As I turn to Jewish teachings to guide me through these difficult days, I find an unusual and counterintuitive response. In the Yotzeir prayer that is part of the morning liturgy, we read that God “renews each day the work of creation.” The mystics of our people fathom that to mean that, each day, the world is created anew.
Each day, the world is not the same world as the day before. Each day in the world is unprecedented. And that means that all times are unprecedented!

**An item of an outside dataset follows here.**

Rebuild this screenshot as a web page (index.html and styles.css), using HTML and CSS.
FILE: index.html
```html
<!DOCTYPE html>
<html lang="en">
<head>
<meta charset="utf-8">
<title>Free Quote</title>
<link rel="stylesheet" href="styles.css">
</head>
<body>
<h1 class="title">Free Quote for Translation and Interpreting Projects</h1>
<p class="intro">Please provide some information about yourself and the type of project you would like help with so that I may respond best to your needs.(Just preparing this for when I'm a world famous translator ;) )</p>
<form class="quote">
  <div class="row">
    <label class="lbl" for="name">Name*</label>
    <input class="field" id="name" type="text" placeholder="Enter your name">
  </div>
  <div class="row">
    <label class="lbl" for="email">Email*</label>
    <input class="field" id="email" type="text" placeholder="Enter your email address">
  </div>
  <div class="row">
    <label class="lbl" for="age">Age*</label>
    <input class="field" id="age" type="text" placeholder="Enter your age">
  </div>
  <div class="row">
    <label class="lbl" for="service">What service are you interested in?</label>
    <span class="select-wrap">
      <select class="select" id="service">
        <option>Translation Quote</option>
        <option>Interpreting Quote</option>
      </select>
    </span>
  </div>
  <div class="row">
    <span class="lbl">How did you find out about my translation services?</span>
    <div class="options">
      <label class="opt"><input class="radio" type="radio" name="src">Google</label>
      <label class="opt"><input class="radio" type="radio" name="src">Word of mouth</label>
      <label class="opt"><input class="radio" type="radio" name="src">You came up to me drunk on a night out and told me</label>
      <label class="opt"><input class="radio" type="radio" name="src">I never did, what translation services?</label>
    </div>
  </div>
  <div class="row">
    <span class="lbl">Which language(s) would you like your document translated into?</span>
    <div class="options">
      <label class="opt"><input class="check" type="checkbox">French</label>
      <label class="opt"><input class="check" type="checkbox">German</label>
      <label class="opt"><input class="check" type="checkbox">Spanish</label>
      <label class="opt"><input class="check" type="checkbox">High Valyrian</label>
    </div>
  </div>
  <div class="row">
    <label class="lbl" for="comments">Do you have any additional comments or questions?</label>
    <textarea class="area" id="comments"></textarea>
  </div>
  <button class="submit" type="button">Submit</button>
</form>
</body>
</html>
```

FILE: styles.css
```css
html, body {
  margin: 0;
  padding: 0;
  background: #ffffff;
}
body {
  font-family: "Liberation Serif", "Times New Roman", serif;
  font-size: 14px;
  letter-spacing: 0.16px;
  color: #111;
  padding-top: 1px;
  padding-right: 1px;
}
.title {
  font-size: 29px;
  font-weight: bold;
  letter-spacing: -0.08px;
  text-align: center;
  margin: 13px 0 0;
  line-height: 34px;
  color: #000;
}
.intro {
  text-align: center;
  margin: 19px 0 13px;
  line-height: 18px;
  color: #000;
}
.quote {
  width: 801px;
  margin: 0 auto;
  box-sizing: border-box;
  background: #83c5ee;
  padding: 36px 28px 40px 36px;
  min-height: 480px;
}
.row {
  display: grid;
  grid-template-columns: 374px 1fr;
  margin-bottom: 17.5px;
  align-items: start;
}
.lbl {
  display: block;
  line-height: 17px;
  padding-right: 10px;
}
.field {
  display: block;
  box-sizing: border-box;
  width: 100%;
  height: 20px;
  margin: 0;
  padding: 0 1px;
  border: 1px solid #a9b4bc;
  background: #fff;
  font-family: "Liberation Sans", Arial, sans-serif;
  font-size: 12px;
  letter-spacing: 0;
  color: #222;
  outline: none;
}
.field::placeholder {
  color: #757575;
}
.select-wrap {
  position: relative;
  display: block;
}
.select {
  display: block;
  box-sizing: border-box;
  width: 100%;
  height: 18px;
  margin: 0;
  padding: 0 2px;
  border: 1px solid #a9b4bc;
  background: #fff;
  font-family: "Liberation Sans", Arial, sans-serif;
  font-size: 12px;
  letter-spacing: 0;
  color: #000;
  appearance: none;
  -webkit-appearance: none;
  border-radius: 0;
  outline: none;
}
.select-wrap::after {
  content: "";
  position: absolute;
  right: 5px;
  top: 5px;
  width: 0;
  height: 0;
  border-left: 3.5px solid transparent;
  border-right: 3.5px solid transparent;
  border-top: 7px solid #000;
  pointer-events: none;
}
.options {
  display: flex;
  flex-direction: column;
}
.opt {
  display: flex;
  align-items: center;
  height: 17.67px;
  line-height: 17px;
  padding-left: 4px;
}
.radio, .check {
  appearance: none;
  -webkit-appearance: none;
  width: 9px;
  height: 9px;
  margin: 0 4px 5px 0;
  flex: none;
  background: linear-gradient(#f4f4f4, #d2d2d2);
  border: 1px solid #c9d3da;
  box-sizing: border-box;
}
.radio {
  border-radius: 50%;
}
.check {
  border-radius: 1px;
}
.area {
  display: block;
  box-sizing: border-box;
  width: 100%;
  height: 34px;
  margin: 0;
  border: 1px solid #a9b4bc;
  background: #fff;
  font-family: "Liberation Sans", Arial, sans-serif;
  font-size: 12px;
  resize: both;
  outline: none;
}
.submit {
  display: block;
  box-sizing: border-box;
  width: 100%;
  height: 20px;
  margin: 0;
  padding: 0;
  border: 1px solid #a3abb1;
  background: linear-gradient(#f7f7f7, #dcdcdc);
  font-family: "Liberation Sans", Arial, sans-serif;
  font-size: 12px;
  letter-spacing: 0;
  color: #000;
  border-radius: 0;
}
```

I see that not as a statement of woe and dismay, but as an open-hearted acceptance of the opportunities we are granted with each day and moment. Yes, these are trying times. Yes, we may feel like we’ve never faced this set of challenges before. But we can also sense the chance we have each day to improve on the day before. Crises also give rise to opportunities: to care for one another, to explore our interdependence on one another, to reevaluate and revise how we treat one another. If each day the world is created anew, each day we have the chance to try, once again, to make our world better. Each day is unprecedented, in that it is different than any day that has come before. These are unprecedented times. And Judaism reminds us that we have the opportunity to renew the world, for the better, each and every day.
I look forward to facing these days, their challenges and opportunities, with you. I am proud to join TBS as your rabbi, mindful of the community’s rich legacy of caring and excited at the chances we will have together to improve ourselves and our world. Guided by our faith, our tradition, and our God, our community will continue to live our values in renewing, each day, the work of creation.
Karen, Judah, Elisheva, and I have felt so welcomed already by this community. We look forward to being part of the TBS family.